The rulebook is also problematic. The issues range from tiny to still pretty small, but they are numerous. The layout is bad. There are many rules repeated over and over again. The components don’t match what the rulebook says in some cases. There is a publisher errata to help set things straight. But for me the worst offense of the rules isn’t one of wording or clarity. It’s the rule for marrying a worker into your family which reads:
“NOTE: This is the Old West and it is only acceptable to marry a man to a woman or vice-versa. Therefore, the maximum number of workers that can be married into the family is two.”
Now, history certainly doesn’t support the idea that there weren’t same-sex relationships in the Old West. Marriage, perhaps, but there is no need for this rule to exist in the game. The point of the mechanism seems to be to add more workers to your family. So let this history allow same-sex marriages. Or just don’t call it marriage and title it “hiring a permanent worker.” As Nevada City sits, it serves to make people feel excluded and “other” and it is exacerbated by the lack of non-white families in the game (there are some people of color on the art in the worker deck). This isn’t what our hobby should strive for.
Final Thoughts:
Nevada City has a great theme and a good spin on worker placement. It’s let down by randomness, lack of content, and production issues. Without all of the somewhat self-inflicted problems, there are the bones of a good game here but it just doesn’t all come together. And then it’s hurt by everything around it.
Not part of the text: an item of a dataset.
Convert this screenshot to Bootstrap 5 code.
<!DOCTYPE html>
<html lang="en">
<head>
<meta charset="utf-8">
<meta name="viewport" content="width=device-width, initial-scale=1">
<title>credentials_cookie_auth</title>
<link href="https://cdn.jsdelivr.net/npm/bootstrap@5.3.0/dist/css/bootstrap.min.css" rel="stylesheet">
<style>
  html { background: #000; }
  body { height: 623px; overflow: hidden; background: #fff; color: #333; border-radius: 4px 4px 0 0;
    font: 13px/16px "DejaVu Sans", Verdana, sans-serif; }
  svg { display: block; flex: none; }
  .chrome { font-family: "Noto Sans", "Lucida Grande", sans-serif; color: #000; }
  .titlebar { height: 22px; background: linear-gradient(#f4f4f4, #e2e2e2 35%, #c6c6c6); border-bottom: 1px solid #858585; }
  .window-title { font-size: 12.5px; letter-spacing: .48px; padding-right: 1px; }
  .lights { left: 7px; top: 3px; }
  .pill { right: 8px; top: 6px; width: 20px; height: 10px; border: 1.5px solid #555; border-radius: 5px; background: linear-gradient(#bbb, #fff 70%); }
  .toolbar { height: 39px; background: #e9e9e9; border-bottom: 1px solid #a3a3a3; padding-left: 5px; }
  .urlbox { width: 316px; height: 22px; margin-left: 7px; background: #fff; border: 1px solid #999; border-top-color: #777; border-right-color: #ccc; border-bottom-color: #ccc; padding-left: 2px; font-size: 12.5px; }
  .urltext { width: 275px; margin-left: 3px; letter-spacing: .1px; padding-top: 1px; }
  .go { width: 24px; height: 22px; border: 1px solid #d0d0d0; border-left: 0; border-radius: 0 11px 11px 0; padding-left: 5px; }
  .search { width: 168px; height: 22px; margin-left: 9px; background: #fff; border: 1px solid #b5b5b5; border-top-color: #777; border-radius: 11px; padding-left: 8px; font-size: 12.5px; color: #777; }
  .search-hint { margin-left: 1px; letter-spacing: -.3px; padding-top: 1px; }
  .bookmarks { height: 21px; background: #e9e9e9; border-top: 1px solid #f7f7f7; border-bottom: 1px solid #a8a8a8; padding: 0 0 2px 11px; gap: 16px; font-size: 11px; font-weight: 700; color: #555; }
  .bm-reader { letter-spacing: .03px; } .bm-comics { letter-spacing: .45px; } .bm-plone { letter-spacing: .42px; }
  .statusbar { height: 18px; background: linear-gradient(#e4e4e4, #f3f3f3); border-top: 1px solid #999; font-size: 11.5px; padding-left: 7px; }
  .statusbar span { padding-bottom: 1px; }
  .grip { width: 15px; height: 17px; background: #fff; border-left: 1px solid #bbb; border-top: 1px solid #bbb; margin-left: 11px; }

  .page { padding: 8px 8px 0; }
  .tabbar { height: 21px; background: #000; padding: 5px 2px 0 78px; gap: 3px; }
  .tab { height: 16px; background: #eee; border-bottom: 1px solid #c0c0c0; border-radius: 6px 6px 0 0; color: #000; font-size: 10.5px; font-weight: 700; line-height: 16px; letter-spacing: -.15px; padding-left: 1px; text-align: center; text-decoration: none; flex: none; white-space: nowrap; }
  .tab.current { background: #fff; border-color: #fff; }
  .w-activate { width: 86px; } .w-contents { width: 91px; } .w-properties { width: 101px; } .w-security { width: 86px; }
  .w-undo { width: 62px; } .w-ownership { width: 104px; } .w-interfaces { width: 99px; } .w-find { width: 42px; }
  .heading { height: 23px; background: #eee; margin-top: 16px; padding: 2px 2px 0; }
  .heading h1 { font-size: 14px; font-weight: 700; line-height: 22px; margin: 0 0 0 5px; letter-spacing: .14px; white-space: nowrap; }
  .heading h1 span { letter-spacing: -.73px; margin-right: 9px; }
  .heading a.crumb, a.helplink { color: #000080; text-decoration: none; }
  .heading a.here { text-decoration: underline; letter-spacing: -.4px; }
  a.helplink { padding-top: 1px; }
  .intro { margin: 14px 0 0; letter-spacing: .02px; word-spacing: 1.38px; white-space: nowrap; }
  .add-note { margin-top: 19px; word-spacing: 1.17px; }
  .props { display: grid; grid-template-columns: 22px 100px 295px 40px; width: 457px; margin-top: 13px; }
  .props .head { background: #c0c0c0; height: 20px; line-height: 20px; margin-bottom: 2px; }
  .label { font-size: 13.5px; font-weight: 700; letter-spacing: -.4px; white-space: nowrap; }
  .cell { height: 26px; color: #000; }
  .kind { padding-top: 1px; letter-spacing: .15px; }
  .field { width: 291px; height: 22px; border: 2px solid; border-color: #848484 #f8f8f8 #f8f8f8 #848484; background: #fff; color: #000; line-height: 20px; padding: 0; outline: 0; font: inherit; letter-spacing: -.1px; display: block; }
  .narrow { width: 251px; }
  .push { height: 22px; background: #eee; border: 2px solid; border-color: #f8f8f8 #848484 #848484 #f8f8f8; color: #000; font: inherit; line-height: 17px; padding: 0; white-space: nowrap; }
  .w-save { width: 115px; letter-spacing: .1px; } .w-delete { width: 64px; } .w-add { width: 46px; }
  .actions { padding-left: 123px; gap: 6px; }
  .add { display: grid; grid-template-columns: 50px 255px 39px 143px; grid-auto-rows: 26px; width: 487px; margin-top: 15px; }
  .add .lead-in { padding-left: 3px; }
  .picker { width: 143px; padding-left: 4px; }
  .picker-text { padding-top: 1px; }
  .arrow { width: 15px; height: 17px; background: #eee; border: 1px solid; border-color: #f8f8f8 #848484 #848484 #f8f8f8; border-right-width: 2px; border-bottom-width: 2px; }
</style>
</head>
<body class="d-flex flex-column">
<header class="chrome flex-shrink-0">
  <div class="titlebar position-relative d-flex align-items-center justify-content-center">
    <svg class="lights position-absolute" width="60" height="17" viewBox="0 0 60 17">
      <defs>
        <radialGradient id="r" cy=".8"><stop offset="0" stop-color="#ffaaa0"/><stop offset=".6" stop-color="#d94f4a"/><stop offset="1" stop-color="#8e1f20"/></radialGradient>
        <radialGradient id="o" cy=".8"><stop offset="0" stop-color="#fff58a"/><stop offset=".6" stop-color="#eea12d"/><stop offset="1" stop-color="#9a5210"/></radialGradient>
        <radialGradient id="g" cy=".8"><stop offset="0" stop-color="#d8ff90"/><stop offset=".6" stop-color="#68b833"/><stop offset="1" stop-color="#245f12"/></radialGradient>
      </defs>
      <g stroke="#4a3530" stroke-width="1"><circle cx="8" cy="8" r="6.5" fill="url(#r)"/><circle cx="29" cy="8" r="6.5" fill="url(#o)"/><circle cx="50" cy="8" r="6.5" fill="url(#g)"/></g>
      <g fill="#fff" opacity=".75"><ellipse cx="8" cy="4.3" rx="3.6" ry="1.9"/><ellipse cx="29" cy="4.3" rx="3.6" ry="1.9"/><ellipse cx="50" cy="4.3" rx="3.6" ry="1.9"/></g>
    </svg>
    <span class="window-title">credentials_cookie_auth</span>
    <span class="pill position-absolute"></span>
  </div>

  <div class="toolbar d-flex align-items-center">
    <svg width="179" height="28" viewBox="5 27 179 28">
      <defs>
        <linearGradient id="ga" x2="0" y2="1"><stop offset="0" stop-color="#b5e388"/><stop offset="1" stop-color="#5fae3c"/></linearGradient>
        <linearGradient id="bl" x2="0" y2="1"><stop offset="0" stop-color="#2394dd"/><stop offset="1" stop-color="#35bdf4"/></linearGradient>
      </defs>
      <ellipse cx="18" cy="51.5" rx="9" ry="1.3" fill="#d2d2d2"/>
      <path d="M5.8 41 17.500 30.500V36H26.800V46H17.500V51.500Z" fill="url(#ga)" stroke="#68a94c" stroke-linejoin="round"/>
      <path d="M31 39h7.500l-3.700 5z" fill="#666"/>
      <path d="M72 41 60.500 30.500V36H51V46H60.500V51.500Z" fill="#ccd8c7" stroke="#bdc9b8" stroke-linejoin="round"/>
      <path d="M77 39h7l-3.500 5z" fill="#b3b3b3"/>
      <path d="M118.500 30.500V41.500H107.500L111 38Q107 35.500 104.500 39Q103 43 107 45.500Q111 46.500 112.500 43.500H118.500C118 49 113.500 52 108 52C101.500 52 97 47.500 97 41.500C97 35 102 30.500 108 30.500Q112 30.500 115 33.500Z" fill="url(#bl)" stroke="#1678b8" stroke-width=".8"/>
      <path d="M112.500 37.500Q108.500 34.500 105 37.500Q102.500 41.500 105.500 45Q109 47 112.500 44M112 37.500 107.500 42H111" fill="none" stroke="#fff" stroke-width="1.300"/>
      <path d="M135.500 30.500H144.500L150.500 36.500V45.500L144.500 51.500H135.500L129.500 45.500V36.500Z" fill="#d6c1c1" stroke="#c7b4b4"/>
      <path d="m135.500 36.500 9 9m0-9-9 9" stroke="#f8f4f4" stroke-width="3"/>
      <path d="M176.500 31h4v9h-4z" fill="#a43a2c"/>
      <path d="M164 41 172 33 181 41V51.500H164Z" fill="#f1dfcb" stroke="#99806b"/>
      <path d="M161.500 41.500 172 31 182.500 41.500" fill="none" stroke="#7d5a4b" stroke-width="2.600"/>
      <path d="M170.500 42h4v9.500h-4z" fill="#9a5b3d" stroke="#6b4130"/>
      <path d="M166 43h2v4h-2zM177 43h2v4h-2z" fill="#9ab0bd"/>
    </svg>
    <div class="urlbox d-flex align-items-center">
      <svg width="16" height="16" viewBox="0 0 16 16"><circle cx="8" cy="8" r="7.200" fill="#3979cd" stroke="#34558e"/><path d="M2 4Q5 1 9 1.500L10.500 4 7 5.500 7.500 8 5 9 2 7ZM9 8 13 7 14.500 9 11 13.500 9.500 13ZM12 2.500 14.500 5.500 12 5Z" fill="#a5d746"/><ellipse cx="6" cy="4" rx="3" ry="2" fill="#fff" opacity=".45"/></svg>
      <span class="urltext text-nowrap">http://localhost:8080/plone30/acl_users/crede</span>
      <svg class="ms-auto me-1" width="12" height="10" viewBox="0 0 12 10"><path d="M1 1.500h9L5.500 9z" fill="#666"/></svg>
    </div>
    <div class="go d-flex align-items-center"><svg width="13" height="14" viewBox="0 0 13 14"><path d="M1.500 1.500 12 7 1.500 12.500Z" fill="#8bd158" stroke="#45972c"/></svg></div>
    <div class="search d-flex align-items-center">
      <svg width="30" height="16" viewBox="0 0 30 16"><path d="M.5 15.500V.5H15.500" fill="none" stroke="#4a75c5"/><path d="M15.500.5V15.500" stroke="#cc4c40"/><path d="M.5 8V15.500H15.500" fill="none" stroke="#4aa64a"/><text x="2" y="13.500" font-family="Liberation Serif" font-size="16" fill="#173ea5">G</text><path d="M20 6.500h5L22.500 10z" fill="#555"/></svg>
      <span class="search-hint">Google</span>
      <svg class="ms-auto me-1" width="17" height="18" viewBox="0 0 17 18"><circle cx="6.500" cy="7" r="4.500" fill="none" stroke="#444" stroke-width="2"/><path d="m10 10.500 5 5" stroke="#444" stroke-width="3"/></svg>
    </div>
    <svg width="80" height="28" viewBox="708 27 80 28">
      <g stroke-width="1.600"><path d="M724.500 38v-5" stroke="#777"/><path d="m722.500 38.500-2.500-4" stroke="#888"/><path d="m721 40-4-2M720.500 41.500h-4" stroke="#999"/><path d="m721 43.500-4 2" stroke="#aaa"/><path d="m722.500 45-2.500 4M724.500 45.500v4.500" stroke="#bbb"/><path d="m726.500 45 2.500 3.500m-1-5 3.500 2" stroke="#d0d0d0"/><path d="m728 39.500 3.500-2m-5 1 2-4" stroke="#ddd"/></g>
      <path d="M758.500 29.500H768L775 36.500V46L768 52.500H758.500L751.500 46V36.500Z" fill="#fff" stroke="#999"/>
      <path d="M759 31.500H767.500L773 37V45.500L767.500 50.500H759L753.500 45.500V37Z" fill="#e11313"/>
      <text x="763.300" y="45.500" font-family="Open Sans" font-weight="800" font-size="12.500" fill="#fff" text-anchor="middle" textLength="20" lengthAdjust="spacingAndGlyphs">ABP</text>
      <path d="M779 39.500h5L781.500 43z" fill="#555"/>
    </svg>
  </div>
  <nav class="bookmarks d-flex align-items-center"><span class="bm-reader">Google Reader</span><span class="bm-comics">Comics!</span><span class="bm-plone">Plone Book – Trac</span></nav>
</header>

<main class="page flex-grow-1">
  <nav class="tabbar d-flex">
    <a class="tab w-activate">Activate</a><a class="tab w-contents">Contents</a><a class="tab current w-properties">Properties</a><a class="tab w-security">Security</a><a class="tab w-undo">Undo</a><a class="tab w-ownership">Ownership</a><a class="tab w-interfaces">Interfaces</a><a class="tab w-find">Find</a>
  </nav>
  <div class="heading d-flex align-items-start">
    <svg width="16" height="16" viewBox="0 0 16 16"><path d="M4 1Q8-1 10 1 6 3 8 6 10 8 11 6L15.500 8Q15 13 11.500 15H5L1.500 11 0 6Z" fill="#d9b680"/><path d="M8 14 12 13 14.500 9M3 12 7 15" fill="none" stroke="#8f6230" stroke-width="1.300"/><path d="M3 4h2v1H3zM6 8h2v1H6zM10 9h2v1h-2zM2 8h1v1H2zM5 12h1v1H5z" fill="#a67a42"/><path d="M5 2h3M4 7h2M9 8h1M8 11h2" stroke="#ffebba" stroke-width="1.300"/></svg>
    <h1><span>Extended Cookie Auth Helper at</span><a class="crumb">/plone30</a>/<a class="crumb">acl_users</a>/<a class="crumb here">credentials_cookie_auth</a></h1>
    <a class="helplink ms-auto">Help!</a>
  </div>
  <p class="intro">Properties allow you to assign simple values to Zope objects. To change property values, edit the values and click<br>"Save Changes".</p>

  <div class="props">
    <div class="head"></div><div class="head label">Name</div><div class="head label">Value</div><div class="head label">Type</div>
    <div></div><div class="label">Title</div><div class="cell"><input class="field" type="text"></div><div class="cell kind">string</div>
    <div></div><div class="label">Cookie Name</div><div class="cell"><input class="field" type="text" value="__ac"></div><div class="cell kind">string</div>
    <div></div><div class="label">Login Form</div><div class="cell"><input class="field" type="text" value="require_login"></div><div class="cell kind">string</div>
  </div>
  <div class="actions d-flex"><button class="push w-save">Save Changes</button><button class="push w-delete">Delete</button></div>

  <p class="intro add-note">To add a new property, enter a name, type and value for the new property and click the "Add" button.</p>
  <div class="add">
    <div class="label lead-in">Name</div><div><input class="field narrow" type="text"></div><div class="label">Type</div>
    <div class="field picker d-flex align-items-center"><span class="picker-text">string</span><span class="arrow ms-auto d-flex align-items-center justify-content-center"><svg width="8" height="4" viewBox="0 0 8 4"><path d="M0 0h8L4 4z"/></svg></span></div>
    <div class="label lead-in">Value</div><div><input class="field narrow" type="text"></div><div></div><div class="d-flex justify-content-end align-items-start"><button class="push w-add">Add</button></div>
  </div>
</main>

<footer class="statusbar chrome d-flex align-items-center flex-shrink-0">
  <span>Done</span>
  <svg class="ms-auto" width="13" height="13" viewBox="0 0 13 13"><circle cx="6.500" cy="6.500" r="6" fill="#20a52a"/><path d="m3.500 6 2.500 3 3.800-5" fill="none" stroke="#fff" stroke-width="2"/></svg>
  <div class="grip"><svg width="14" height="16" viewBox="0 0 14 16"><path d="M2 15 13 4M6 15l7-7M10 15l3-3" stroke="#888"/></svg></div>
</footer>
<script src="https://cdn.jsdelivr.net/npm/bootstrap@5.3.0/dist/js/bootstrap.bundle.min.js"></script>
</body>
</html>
Final Score: 2 Stars – Overlong and problematic. Random events get in the way of efficiency.
Hits:
• The idea of workers with different numbers of actions and unique abilities is great.
• Love the Old West setting and the buildings becoming available each round makes it feel like the city is actually progressing.
Misses:
• Player color issues make playing with 4 players difficult.
• Random events are too impactful.
• Very little room for new strategies from game to game.